_Directions for this task:_
Exclude the pictures and return every line exactly as written.

_Data shown:_
▶

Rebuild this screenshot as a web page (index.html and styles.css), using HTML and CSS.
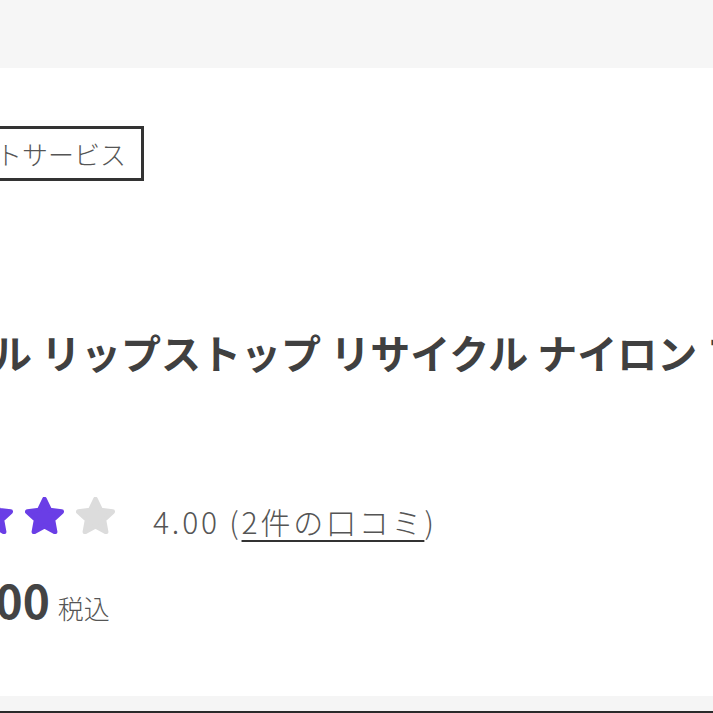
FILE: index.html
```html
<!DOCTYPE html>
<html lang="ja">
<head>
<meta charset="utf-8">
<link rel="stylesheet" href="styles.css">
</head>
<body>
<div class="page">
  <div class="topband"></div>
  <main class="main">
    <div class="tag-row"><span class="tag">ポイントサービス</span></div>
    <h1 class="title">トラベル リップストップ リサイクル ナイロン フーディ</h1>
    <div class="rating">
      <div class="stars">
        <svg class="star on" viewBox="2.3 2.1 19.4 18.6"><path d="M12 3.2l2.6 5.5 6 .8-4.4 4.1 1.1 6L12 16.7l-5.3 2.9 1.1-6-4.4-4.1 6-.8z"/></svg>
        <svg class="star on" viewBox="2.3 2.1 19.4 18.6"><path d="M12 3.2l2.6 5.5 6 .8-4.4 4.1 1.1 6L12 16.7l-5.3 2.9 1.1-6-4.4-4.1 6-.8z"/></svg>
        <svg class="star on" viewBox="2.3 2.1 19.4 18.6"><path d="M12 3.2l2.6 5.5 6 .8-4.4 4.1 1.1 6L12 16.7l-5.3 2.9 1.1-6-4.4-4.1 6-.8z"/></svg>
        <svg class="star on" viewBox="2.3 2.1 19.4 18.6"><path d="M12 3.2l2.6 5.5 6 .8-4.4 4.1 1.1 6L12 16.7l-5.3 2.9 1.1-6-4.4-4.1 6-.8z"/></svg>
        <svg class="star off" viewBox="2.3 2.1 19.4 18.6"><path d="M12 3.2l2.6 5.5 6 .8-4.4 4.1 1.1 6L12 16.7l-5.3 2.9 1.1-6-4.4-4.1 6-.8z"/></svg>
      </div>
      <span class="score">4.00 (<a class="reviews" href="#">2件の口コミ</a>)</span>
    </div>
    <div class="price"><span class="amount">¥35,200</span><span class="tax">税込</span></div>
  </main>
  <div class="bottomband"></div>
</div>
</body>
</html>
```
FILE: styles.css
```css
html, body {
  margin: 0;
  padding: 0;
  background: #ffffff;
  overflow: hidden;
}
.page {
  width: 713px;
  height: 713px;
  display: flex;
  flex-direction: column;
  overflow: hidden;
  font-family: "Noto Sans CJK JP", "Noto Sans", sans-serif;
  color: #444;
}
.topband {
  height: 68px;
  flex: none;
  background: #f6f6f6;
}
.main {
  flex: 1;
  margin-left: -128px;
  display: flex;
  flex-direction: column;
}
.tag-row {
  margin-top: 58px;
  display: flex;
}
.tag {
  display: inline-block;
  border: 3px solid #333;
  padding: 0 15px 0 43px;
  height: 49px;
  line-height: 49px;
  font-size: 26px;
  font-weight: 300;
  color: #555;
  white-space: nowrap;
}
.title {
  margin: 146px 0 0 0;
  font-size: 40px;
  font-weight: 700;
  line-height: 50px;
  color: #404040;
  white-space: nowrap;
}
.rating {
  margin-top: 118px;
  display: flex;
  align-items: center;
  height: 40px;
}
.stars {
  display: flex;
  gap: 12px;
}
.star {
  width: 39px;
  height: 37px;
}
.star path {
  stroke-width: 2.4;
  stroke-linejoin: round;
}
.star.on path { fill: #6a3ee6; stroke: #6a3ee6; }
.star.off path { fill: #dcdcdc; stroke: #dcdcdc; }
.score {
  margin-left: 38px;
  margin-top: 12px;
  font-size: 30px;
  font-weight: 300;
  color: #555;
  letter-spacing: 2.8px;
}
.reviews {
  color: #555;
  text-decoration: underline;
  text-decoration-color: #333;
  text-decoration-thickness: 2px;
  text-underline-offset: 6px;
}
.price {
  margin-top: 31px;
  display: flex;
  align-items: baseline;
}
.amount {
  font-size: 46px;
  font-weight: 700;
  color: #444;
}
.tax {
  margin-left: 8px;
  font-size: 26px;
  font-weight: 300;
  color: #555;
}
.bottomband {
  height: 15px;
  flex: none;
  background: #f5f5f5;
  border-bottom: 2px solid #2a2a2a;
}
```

◀

_The answer:_
Rebuild this screenshot as a web page (index.html and styles.css), using HTML and CSS.
FILE: index.html
```html
<!DOCTYPE html>
<html lang="ja">
<head>
<meta charset="utf-8">
<link rel="stylesheet" href="styles.css">
</head>
<body>
<div class="page">
  <div class="topband"></div>
  <main class="main">
    <div class="tag-row"><span class="tag">ポイントサービス</span></div>
    <h1 class="title">トラベル リップストップ リサイクル ナイロン フーディ</h1>
    <div class="rating">
      <div class="stars">
        <svg class="star on" viewBox="2.3 2.1 19.4 18.6"><path d="M12 3.2l2.6 5.5 6 .8-4.4 4.1 1.1 6L12 16.7l-5.3 2.9 1.1-6-4.4-4.1 6-.8z"/></svg>
        <svg class="star on" viewBox="2.3 2.1 19.4 18.6"><path d="M12 3.2l2.6 5.5 6 .8-4.4 4.1 1.1 6L12 16.7l-5.3 2.9 1.1-6-4.4-4.1 6-.8z"/></svg>
        <svg class="star on" viewBox="2.3 2.1 19.4 18.6"><path d="M12 3.2l2.6 5.5 6 .8-4.4 4.1 1.1 6L12 16.7l-5.3 2.9 1.1-6-4.4-4.1 6-.8z"/></svg>
        <svg class="star on" viewBox="2.3 2.1 19.4 18.6"><path d="M12 3.2l2.6 5.5 6 .8-4.4 4.1 1.1 6L12 16.7l-5.3 2.9 1.1-6-4.4-4.1 6-.8z"/></svg>
        <svg class="star off" viewBox="2.3 2.1 19.4 18.6"><path d="M12 3.2l2.6 5.5 6 .8-4.4 4.1 1.1 6L12 16.7l-5.3 2.9 1.1-6-4.4-4.1 6-.8z"/></svg>
      </div>
      <span class="score">4.00 (<a class="reviews" href="#">2件の口コミ</a>)</span>
    </div>
    <div class="price"><span class="amount">¥35,200</span><span class="tax">税込</span></div>
  </main>
  <div class="bottomband"></div>
</div>
</body>
</html>
```
FILE: styles.css
```css
html, body {
  margin: 0;
  padding: 0;
  background: #ffffff;
  overflow: hidden;
}
.page {
  width: 713px;
  height: 713px;
  display: flex;
  flex-direction: column;
  overflow: hidden;
  font-family: "Noto Sans CJK JP", "Noto Sans", sans-serif;
  color: #444;
}
.topband {
  height: 68px;
  flex: none;
  background: #f6f6f6;
}
.main {
  flex: 1;
  margin-left: -128px;
  display: flex;
  flex-direction: column;
}
.tag-row {
  margin-top: 58px;
  display: flex;
}
.tag {
  display: inline-block;
  border: 3px solid #333;
  padding: 0 15px 0 43px;
  height: 49px;
  line-height: 49px;
  font-size: 26px;
  font-weight: 300;
  color: #555;
  white-space: nowrap;
}
.title {
  margin: 146px 0 0 0;
  font-size: 40px;
  font-weight: 700;
  line-height: 50px;
  color: #404040;
  white-space: nowrap;
}
.rating {
  margin-top: 118px;
  display: flex;
  align-items: center;
  height: 40px;
}
.stars {
  display: flex;
  gap: 12px;
}
.star {
  width: 39px;
  height: 37px;
}
.star path {
  stroke-width: 2.4;
  stroke-linejoin: round;
}
.star.on path { fill: #6a3ee6; stroke: #6a3ee6; }
.star.off path { fill: #dcdcdc; stroke: #dcdcdc; }
.score {
  margin-left: 38px;
  margin-top: 12px;
  font-size: 30px;
  font-weight: 300;
  color: #555;
  letter-spacing: 2.8px;
}
.reviews {
  color: #555;
  text-decoration: underline;
  text-decoration-color: #333;
  text-decoration-thickness: 2px;
  text-underline-offset: 6px;
}
.price {
  margin-top: 31px;
  display: flex;
  align-items: baseline;
}
.amount {
  font-size: 46px;
  font-weight: 700;
  color: #444;
}
.tax {
  margin-left: 8px;
  font-size: 26px;
  font-weight: 300;
  color: #555;
}
.bottomband {
  height: 15px;
  flex: none;
  background: #f5f5f5;
  border-bottom: 2px solid #2a2a2a;
}
```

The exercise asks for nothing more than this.